J. Mills/Save the Tiger Fund
Tigers on a fur and tiger farm in China's Heilongjiang Province.
Tigers on a fur and tiger farm in China's Heilongjiang Province. J. Mills/Save the Tiger Fund
Tigers on a farm in China attack a cow released from a truck.
Conservation experts say the wild tiger may be headed for extinction. Twenty years ago, there were tens of thousands of these big cats in the wild. Today, there may be fewer than 3,000.
One of the biggest threats to wild tigers is poachers, who kill the animals with snares and poisons. Almost every part of a tiger can be sold. But by most accounts, it's the booming black market for traditional Asian medicines, such as tiger-blood wine and powdered tiger bone, that keep the poachers in business. Attempts to close this market by cracking down on poachers and banning products made from tiger parts have failed, especially in China.
Some conservationists say it's time to take a radical step to save the wild tigers: Legalize the sale of tiger bones and organs taken from the carcasses of big cats raised on Chinese tiger farms.
"There are roughly 4,000 tigers living on these farms, which means about 300 to 400 tigers die a natural death each year," said Barun Mitra of the free market Liberty Institute in New Dehli, India. "The question is: What do you do with their bones and carcasses?"
Mitra wants to flood the traditional medicine market with those bones and carcasses. So do the owners of the 14 registered tiger farms in China. Mitra says prices will fall sharply if it happens. If prices fall far enough, tiger poachers will be undersold. If that happens, they'll stop killing tigers in the wild because they can't make money from it.
Mitra says the profits from the legal sales could help fund beefed-up anti-poaching programs, or nature programs that turn former poachers into park guards in the tiger's range. In other countries, these kinds of programs bring in millions every year.
"If even a fraction of that kind of money made its way to rural parts of India and China, you would see a sea change in attitudes" toward the wild tiger, says Mitra.
Mitra is the unofficial spokesman for the plan to save wild tigers by selling bones and organs from the tame ones. Recently, he toured some of China's tiger farms at the invitation of the Chinese government. China has no official position on the plan to open a market for farm-tiger parts, but conservationists and representatives of other governments say it's clear that the Chinese government likes the plan, as do the owners of the tiger farms.
Questions of Legitimacy
Most of China's tiger farms are open to the public. At the biggest farms, busloads of visitors drive around with big groups of tame tigers following behind. In others, according to Grace Gabriel of the International Fund for Animal Welfare, tourists pay to watch gangs of tigers shred cows dumped out of passing trucks.
Gabriel thinks these practices are inhumane and that the parks should be closed.

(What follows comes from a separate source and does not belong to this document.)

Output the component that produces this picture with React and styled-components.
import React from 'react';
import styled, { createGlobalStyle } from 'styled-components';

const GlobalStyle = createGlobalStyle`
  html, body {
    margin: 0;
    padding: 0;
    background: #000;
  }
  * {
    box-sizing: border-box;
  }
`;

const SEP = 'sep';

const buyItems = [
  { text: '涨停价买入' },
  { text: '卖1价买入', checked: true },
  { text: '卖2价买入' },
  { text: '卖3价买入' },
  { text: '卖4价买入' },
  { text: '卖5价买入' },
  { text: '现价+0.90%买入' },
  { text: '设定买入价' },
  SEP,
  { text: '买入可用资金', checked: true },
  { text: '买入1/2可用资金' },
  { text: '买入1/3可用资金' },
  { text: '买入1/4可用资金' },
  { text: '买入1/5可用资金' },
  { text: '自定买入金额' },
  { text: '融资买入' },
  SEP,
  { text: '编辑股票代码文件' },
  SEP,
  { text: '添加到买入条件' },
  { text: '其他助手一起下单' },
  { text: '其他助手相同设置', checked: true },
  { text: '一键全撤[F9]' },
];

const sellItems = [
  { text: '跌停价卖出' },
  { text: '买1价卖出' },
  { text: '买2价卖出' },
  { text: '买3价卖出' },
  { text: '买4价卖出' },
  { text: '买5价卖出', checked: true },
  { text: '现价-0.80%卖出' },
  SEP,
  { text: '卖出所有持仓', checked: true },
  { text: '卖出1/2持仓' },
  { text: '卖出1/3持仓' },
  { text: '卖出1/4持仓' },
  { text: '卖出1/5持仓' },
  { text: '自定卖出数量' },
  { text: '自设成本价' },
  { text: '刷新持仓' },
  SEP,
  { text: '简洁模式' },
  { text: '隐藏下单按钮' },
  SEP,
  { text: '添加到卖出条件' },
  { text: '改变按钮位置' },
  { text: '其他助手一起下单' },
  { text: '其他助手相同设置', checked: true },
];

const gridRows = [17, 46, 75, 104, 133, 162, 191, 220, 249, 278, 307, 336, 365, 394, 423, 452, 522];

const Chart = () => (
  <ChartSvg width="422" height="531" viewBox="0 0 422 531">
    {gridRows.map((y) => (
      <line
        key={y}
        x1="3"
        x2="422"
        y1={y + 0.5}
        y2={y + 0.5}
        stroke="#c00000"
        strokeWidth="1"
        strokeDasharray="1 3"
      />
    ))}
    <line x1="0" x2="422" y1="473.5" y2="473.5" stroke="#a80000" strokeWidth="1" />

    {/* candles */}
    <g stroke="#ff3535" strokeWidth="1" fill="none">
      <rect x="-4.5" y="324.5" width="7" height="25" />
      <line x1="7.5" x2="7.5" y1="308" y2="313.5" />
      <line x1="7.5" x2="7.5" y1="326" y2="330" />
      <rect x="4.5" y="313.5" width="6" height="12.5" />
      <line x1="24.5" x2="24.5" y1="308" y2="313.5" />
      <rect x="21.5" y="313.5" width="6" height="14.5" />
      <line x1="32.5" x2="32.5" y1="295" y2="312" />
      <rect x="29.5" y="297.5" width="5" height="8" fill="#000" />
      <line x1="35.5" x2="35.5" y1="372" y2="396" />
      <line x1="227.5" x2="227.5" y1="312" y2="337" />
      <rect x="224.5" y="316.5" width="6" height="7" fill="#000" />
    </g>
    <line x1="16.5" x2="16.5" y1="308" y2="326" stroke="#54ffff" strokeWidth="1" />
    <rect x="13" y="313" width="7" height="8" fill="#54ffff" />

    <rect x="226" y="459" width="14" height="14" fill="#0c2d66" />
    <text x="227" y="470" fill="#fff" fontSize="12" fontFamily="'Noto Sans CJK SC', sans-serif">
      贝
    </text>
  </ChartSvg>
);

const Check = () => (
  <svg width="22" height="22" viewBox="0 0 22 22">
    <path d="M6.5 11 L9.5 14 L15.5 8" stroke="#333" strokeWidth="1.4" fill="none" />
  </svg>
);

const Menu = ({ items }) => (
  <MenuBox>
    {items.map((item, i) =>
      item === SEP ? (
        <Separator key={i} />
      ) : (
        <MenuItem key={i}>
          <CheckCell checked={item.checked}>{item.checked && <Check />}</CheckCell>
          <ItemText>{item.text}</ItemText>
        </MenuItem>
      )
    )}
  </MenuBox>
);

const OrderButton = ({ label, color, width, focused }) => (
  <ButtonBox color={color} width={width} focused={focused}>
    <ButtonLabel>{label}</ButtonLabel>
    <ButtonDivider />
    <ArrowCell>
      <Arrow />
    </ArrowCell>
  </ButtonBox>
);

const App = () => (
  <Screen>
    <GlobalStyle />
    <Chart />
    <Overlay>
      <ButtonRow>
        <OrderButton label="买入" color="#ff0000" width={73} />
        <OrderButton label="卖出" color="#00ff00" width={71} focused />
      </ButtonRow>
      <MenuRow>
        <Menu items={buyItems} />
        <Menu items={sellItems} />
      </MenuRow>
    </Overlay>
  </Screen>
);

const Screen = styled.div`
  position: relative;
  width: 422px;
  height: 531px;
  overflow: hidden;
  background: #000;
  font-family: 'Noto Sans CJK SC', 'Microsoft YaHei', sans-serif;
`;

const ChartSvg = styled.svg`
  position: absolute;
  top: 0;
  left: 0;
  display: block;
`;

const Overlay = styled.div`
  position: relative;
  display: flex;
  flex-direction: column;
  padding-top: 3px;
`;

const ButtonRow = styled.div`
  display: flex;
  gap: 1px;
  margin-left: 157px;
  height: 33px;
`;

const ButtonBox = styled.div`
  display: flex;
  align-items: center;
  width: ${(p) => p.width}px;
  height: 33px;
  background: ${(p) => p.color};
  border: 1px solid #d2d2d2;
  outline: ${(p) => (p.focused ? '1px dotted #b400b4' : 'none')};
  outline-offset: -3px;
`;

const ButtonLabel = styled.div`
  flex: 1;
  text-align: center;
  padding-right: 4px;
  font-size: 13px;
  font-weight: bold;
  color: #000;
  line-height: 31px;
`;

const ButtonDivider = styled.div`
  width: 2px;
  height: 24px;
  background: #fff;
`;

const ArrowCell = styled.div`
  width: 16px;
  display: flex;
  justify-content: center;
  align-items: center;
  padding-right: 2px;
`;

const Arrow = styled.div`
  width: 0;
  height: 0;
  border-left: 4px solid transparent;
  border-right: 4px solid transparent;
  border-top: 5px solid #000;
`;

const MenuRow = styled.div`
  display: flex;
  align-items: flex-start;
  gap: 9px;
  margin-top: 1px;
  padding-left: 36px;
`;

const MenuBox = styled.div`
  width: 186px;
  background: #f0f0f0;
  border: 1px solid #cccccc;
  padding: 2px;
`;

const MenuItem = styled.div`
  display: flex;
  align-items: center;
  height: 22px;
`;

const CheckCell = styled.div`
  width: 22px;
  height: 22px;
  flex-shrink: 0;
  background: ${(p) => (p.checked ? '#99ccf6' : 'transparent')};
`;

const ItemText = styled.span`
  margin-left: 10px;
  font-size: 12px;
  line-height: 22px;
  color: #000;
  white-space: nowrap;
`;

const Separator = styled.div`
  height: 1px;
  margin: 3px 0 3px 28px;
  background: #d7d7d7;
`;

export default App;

She also worries that a legal trade in farmed tiger parts would lead to increased poaching, since there's no way to certify that a particular container of tiger-blood wine or powdered tiger bone came from a farmed animal.
"It could come from wild tigers just as easily," Gabriel says. "It's going to make law enforcement (much) more difficult."
Gabriel doesn't think the owners of the tiger parks will agree to funnel any of the profits from these sales into beefed-up anti-poaching programs or into nature programs in the wild tiger's range. And she doesn't think the market-based plan to sell farmed tiger parts makes any economic sense.
That's a point that should be underlined, says economist Richard Damania of the University of Adelaide. He says there's no way a poacher who spends a maximum of $20 to kill a tiger will ever be undersold. Tiger farmers have to feed their animals from birth to death, which can costs thousands.
"That gap is so wide that it can never be closed," Damania said, "even if you factor in the cost of hunting down a tiger in the wild."
Farms Could Drive Up Demand
If anything, Damania says, the Mitra plan will lead to increased poaching by attracting a lot of buyers who would never think of purchasing anything on the black market. That would drive up demand, which would in turn drive up prices, he says. The incentive to poach would rise, and more wild tigers would be killed.
Damania says wild tigers living inside small preserves could be wiped out by poachers in a matter of years. Tigers living in bigger protected areas might manage to hang on, but not for very long.
"This new plan would be a death sentence," for the world's wild tigers, says Damania. But Barun Mitra of the Liberty Institute thinks those wild tigers may already be doomed, so why not gamble with the farming plan?
"I cannot understand how such an enormous and valuable economic asset can be left to rot" because of a ban on sales, he said, referring to the tiger carcasses he saw lined up in warehouses at some of the Chinese tiger farms.
One thing everyone involved in this debate agrees on is that poachers aren't the only threat facing the wild tigers of the world. For example, since the 1990s, nearly half of the lands the wild tigers used to live on have been cleared and occupied by people.